Pope Nicholas II 155th Roman Pontiff from 1059 to 1061

155th Pontiff (1059-1061)

Before his death, Pope Stephen IX instructed the cardinals not to proceed with the election of his successor until Cardinal Hildebrand returned from his mission to the imperial court in Germany. Notwithstanding Pope Stephen IX’s deathbed dictum, the anti-reformist faction proclaimed the Bishop of Velletri, Italy, to be Pope Benedict X on April 5, 1058.

The reformist cardinals refused to recognize Pope Benedict X, and when Cardinal Hildebrand returned, he was enraged. A meeting of cardinals was convened in Sienna, Italy, where Cardinal Gerard, Bishop of Florence, was named pope-elect. A synod was held at Sutri, Italy, in early January 1059 where the antipope, Benedict X, was deposed and excommunicated.

Cardinal Gerard was born about 980 at Chevron in the Savoy province of France and was installed on January 24, 1059, as Pope Nicholas II coronate successor to Pope Stephen IX.

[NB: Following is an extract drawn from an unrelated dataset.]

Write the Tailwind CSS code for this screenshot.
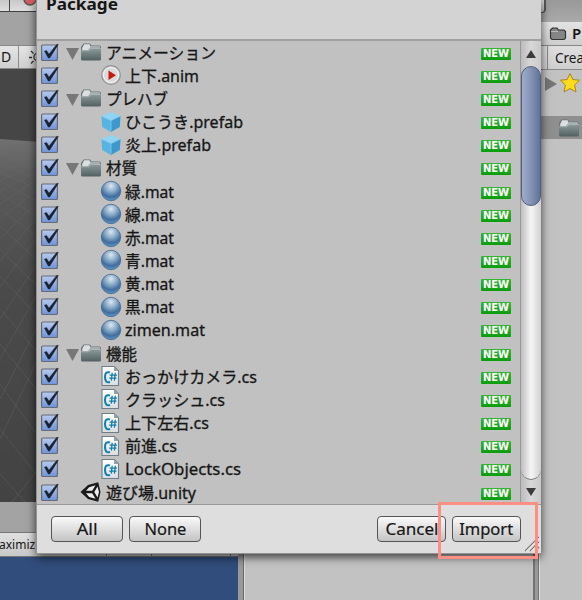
<!DOCTYPE html>
<html lang="ja"><head><meta charset="utf-8"><title>Import Package</title>
<script src="https://cdn.jsdelivr.net/npm/@tailwindcss/browser@4"></script></head>
<body class="w-[582px] h-[600px] overflow-hidden bg-[#c2c2c2] font-['Noto_Sans','Noto_Sans_CJK_JP',sans-serif] text-[#161616]">
<svg width="0" height="0" class="absolute"><defs>
<linearGradient id="gf" x1="0" y1="0" x2="0" y2="1"><stop offset="0" stop-color="#8d9c9d"/><stop offset="1" stop-color="#536062"/></linearGradient>
<linearGradient id="gc" x1="0" y1="0" x2="0" y2="1"><stop offset="0" stop-color="#b7cbee"/><stop offset="1" stop-color="#6f93d8"/></linearGradient>
<radialGradient id="gb" cx=".5" cy=".24" r=".75"><stop offset="0" stop-color="#dce8f1"/><stop offset=".4" stop-color="#8aacca"/><stop offset=".75" stop-color="#406c9d"/><stop offset="1" stop-color="#5c98cb"/></radialGradient>
<linearGradient id="gp" x1="0" y1="0" x2="0" y2="1"><stop offset="0" stop-color="#fff"/><stop offset="1" stop-color="#d8dde0"/></linearGradient>
<symbol id="check" viewBox="0 0 20 20"><rect x="1.6" y="3" width="15.8" height="15.5" rx="1" fill="url(#gc)" stroke="#646a76" stroke-width="1.2"/><path d="M4.5 9.2 6.5 8.6 9 12.3 16.7 2.4H18.3L9.7 16H8.3Z" fill="#18212e" stroke="#18212e" stroke-width=".5"/></symbol>
<symbol id="folder" viewBox="0 0 22 20"><path d="M1 17V5L3.5 1.5H10L11.5 3.5H20L21 5V17Z" fill="#6b7779"/><path d="M2.2 6 4.2 2.3H9.5L10.5 4.5H19.5V8H2.2Z" fill="#dcdfdf"/><path d="M10.5 4.5H20V8H8Z" fill="#a5afb0"/><path d="M1 8.5H8.5L11 6H21V17Q21 18.5 19.5 18.5H2.5Q1 18.5 1 17Z" fill="url(#gf)"/><path d="M1.5 8.7H8.7L11.2 6.4H20.5" fill="none" stroke="#b7c1c2" stroke-width=".8"/></symbol>
<symbol id="anim" viewBox="0 0 22 22"><circle cx="11" cy="11" r="9.3" fill="#dadada" stroke="#929292" stroke-width="1.2"/><circle cx="11" cy="11" r="7.5" fill="none" stroke="#f3f3f3" stroke-width="1"/><path d="M8.5 6.5 16 11.3 8.5 16Z" fill="#c91712"/></symbol>
<symbol id="cube" viewBox="0 0 22 22"><path d="M11 1 20.5 5 11 9.5 1.5 5Z" fill="#8fd4f3"/><path d="M1.5 5 11 9.5V21L2.2 16Z" fill="#56b4e2"/><path d="M20.5 5 11 9.5V21L19.8 16Z" fill="#3f98cd"/><path d="M1.8 5.2 11 9.5 20.2 5.2M11 9.5V20" fill="none" stroke="#8bd0ee" stroke-width=".7"/></symbol>
<symbol id="ball" viewBox="0 0 22 22"><circle cx="11" cy="11" r="9.7" fill="url(#gb)" stroke="#42658a" stroke-width=".8"/></symbol>
<symbol id="cs" viewBox="0 0 22 22"><path d="M2 1.5H14.2L18.5 5.8V20.5H2Z" fill="url(#gp)" stroke="#6f7e89" stroke-width="1.1"/><path d="M14 1.5V6H18.5Z" fill="#96a2aa"/><path d="M10 7.4Q5 6 5 12Q5 18.4 10 17" fill="none" stroke="#107fae" stroke-width="2"/><path d="M12.2 7.8 11.3 15.6M15.3 7.8 14.4 15.6M9.6 10.2H17M9.2 13.2H16.5" fill="none" stroke="#107fae" stroke-width="1.3"/></symbol>
<symbol id="unity" viewBox="0 0 22 22"><path d="M.5 11 8 4 18.2 1.2 20.5 11 18.2 20.8 8 18Z" fill="#1a1a1a"/><path d="M9.2 6.2 15.5 4.2 12.2 9.8H6ZM6 12.2H12.2L15.5 17.7 9.2 16ZM17.5 5.4 19 11 17.5 16.6 14.3 11Z" fill="#ededed"/></symbol>
<symbol id="tri" viewBox="0 0 13 12"><path d="M0 0H13L6.5 12Z" fill="#777"/></symbol>
</defs></svg>
<div class="relative w-[582px] h-[600px] overflow-hidden">
<div class="flex h-full">
 <div class="w-[238px] flex flex-col shrink-0">
  <div class="h-3 flex bg-linear-to-b from-[#c8c8c8] to-[#dedede] border-b border-[#414141]"><div class="w-[10px] border-r border-[#444] h-full shrink-0"></div><svg class="ml-3" width="18" height="8"><circle cx="8" cy="-1" r="6" fill="#d45c63" stroke="#555" stroke-width="1.5"/></svg></div>
  <div class="h-[33px] bg-[#a3a3a3]"></div>
  <div class="h-6 flex items-center border-t border-b border-[#888] bg-linear-to-b from-[#e5e5e5] to-[#cfcfcf]"><span class="text-[14px] leading-none w-[18px] pl-[1px] shrink-0">D</span><i class="h-full w-px bg-[#8e8e8e]"></i>
   <svg width="19" height="22" viewBox="0 0 19 22" class="ml-[9px]"><circle cx="9.5" cy="11" r="3.6" fill="none" stroke="#333" stroke-width="1.2"/><path d="M1 11.5H4M3 5 5.5 7.5M3 17.5 5.5 15M9.5 3V5.5M9.5 16.5V19" stroke="#333" stroke-width="1.3"/></svg></div>
  <svg width="238" height="433" class="block bg-[#464646] shrink-0"><defs><linearGradient id="gs" x1="0" y1="0" x2="0" y2="1"><stop stop-color="#707070"/><stop offset=".12" stop-color="#5a5a5a"/><stop offset=".4" stop-color="#4a4a4a"/><stop offset="1" stop-color="#434343"/></linearGradient></defs><path d="M0 70 40 73V433H0Z" fill="url(#gs)"/><path d="M0 80 40 76M0 84 40 92M0 94 40 84M0 88 40 98M0 102 40 89M0 96 40 110M0 112 40 94M0 104 40 121M0 122 40 101M0 112 40 134M0 135 40 109M0 124 40 150M0 150 40 119M0 140 40 170M0 170 40 130M0 157 40 194M0 192 40 145M0 180 40 220M0 218 40 164M0 207 40 250M0 250 40 190M0 240 40 286M0 290 40 220M0 275 40 325M0 330 40 252M0 315 40 370M0 370 40 285M0 360 40 410M0 405 25 433M12 433 40 398" stroke="#6d6d6d" stroke-width=".6" opacity=".6"/></svg>
  <div class="h-[31px] bg-[#a3a3a3] border-b border-[#777]"></div>
  <div class="h-[24px] flex items-center overflow-hidden bg-linear-to-b from-[#e0e0e0] to-[#c8c8c8] border-b border-[#777] text-[12px]"><span class="-ml-[1px] w-[107px] shrink-0">aximiz</span><i class="w-px h-full bg-[#777]"></i><i class="ml-[44px] w-px h-full bg-[#777]"></i><i class="ml-[78px] w-px h-full bg-[#777]"></i></div>
  <div class="flex-1 bg-[#304d7b]"></div>
 </div>
 <div class="w-[6px] shrink-0 bg-[#999] border-r border-[#686868]"></div>
 <div class="w-[289px] shrink-0 bg-[#c2c2c2] border-l border-[#ddd]"></div>
 <div class="w-[6px] shrink-0 bg-[#999] border-l-2 border-r border-[#737373]"></div>
 <div class="w-[43px] shrink-0 flex flex-col bg-[#c2c2c2] border-l border-[#dedede]">
  <div class="h-[22px] bg-linear-to-b from-[#999] to-[#aaa]"><div class="w-[6px] h-[13px] border-r-2 border-b border-[#555] bg-[#ccc] rounded-br"></div></div>
  <div class="h-[23px] flex items-center bg-linear-to-b from-[#e3e3e3] to-[#cecece] pl-[9px]"><svg width="18" height="16" viewBox="0 0 18 16" class="shrink-0"><path d="M1.5 12V4L3.5 2H8L9.5 4H15L16.5 5.5V12L15 13.5H3Z" fill="#858585" stroke="#333" stroke-width="1.2"/><path d="M2 5.5H9" stroke="#bbb"/></svg><span class="ml-[5px] text-[15px] font-semibold leading-none">P</span></div>
  <div class="h-[25px] flex items-center border-t border-b border-[#888] bg-linear-to-b from-[#dfdfdf] to-[#cfcfcf]"><i class="ml-[7px] w-px h-full bg-[#888] shrink-0"></i><span class="ml-[7px] mt-[2px] text-[13.5px] whitespace-nowrap">Crea</span></div>
  <div class="h-[27px] flex items-center pl-[5px]"><svg width="12" height="14" class="shrink-0"><path d="M0 0 12 7 0 14Z" fill="#757575"/></svg><svg width="22" height="22" viewBox="0 0 22 22" class="ml-[2px] -mt-[2px] shrink-0"><path d="M11 1.5 13.8 7.5 20.5 8.2 15.6 13 17 20 11 16.6 5 20 6.4 13 1.5 8.2 8.2 7.5Z" fill="#ffda19" stroke="#a78523" stroke-width="1" stroke-linejoin="round"/></svg></div>
  <div class="h-[19px]"></div>
  <div class="h-[23px] bg-[#8f8f8f] flex items-center pl-[18px]"><svg width="22" height="20" class="shrink-0"><use href="#folder"/></svg></div>
 </div>
</div>
<section class="absolute left-[36px] top-0 w-[505px] h-[554px] flex flex-col bg-[#dedede] border-l border-b border-[#929292] shadow-[0_3px_9px_rgba(0,0,0,.7)]">
 <header class="h-[41px] shrink-0 bg-[#d3d3d3] border-b-2 border-[#a0a0a0] pl-[9px] text-[16px] font-bold leading-[20px]"><div class="-mt-[6px]"><span data-w="72" class="inline-block origin-left whitespace-nowrap">Package</span></div></header>
 <div class="h-[463px] flex shrink-0 bg-[#c1c1c1]">
  <div id="rows" class="w-[483px] flex flex-col"></div>
  <div class="w-[21px] flex flex-col items-center border-l border-[#999] bg-linear-to-r from-[#bcbcbc] via-[#d8d8d8] to-[#c9c9c9]">
   <div class="h-[25px] flex items-center pt-[1px] shrink-0"><svg width="10" height="8"><path d="M5 0 10 8H0Z" fill="#3c3c3c"/></svg></div>
   <div class="w-[20px] h-[414px] rounded-[10px] bg-linear-to-r from-[#bebebe] via-[#f6f6f6] to-[#d0d0d0] border-b border-[#777] shrink-0"><div class="h-[140px] rounded-[10px] border border-[#4e5d7e] bg-linear-to-r from-[#9eadca] via-[#8493b4] to-[#61729a]"></div></div>
   <div class="flex-1 flex items-center"><svg width="10" height="8"><path d="M0 0H10L5 8Z" fill="#3c3c3c"/></svg></div>
  </div>
 </div>
 <footer class="flex-1 flex items-start border-t border-[#999] pt-[11px] pl-[14px] text-[16px] [-webkit-text-stroke:.2px_#161616]">
  <button class="flex items-center justify-center w-[72px] h-[26px] rounded-[4px] border-[1.5px] border-[#555] bg-linear-to-b from-[#fafafa] to-[#c4c4c4] leading-none"><span data-w="21" class="inline-block whitespace-nowrap">All</span></button>
  <button class="flex items-center justify-center ml-[6px] w-[72px] h-[26px] rounded-[4px] border-[1.5px] border-[#555] bg-linear-to-b from-[#fafafa] to-[#c4c4c4] leading-none"><span data-w="42" class="inline-block whitespace-nowrap">None</span></button>
  <button class="flex items-center justify-center ml-[176px] w-[69px] h-[26px] rounded-[4px] border-[1.5px] border-[#555] bg-linear-to-b from-[#fafafa] to-[#c4c4c4] leading-none"><span data-w="53" class="inline-block whitespace-nowrap">Cancel</span></button>
  <button class="flex items-center justify-center ml-[6px] w-[69px] h-[26px] rounded-[4px] border-[1.5px] border-[#555] bg-linear-to-b from-[#fafafa] to-[#c4c4c4] leading-none"><span data-w="54" class="inline-block whitespace-nowrap">Import</span></button>
 </footer>
 <svg class="absolute right-0 bottom-0" width="18" height="17"><path d="M2 15 16 1M7 15 16 6M12 15 16 11" stroke="#777" stroke-width="1.2"/><path d="M3.5 15 17 1.5M8.5 15 17 6.5" stroke="#f5f5f5"/></svg>
</section>
<div class="absolute left-[438px] top-[502px] w-[100px] h-[57px] border-[3px] border-[#fc8e84]"></div>
</div>
<script>
const items=[["folder","アニメーション",110],["anim","上下.anim",74],["folder","プレハブ",62],["cube","ひこうき.prefab",118],["cube","炎上.prefab",86],["folder","材質",31],["ball","緑.mat",49],["ball","線.mat",49],["ball","赤.mat",49],["ball","青.mat",49],["ball","黄.mat",49],["ball","黒.mat",49],["ball","zimen.mat",80],["folder","機能",31],["cs","おっかけカメラ.cs",132],["cs","クラッシュ.cs",100],["cs","上下左右.cs",84],["cs","前進.cs",52],["cs","LockObjects.cs",116],["unity","遊び場.unity",90]];
document.getElementById("rows").innerHTML=items.map(([icon,name,w])=>{
 const f=icon==="folder",top=f||icon==="unity";
 return `<div class="flex-1 min-h-0 flex items-center"><svg width="20" height="20" class="ml-[3px] -mt-[2px] shrink-0"><use href="#check"/></svg>${f?'<svg width="13" height="12" class="ml-[6px] mt-[2px] shrink-0"><use href="#tri"/></svg>':'<i class="w-[19px] shrink-0"></i>'}${top?'<i class="w-px shrink-0"></i>':'<i class="w-[21px] shrink-0"></i>'}<svg width="22" height="${f?20:22}" class="-mt-[1px] shrink-0"><use href="#${icon}"/></svg><span class="${top?'ml-[4px]':'ml-[3px]'} w-[375px] shrink-0 text-[16px] leading-[22px] whitespace-nowrap [-webkit-text-stroke:.3px_#161616]"><span data-w="${w}" class="inline-block origin-left">${name}</span></span><b class="${top?'':'-ml-[19px]'} w-[30px] h-[12px] mt-[2px] shrink-0 rounded-[1px] bg-linear-to-b from-[#35b735] to-[#069d08] text-white text-[10px] leading-[12px] text-center font-['DejaVu_Sans',sans-serif]">NEW</b></div>`}).join("");
// Fit each label horizontally to its designed width.
function fit(){document.querySelectorAll("[data-w]").forEach(e=>{e.style.transform="none";e.style.transform=`scaleX(${e.dataset.w/e.getBoundingClientRect().width})`})}
fit();
addEventListener("load",()=>{fit();requestAnimationFrame(fit);document.fonts.ready.then(fit)});
new ResizeObserver(fit).observe(document.querySelector("header span"));
</script>
</body></html>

Pope Nicholas II was a reform prelate and set controls for the election and conduct of popes by assembling a synod of 113 bishops on April 13, 1059, whose first order of business was to declare the election of Pope Benedict X unconstitutional.

The papal electoral decree was issued in Pope Nicholas II’s bull, In nominee Domini on April 13, 1059, and was renewed in 1061.  Simony, the purchase or sale of sacred or spiritual things, was halted, and the entire voting process was revised so that only cardinal-bishops (not simply cardinals) would have the right to vote with further affirmation of the Roman clergy and laity. The pope should normally be a member of the Roman clergy but in case of necessity could come from outside Rome. (Pope Nicholas II was French clergy.) The election, if possible, was to be held at Rome, but it could be held elsewhere. The pope-elect would exercise full authority even if he was incapable of reaching Rome.

The synod also legislated against clerical marriage and concubinage as well as prohibiting lay investiture.

Pope Nicholas II was a reformer and named Cardinal Hildebrand, the future Pope Gregory VII and reform’s greatest champion, as Archdeacon of the Roman Church.

Pope Nicholas II died in Florence on July 27, 1061, and was buried in the Cathedral of Santa Reparata, now the Duomo.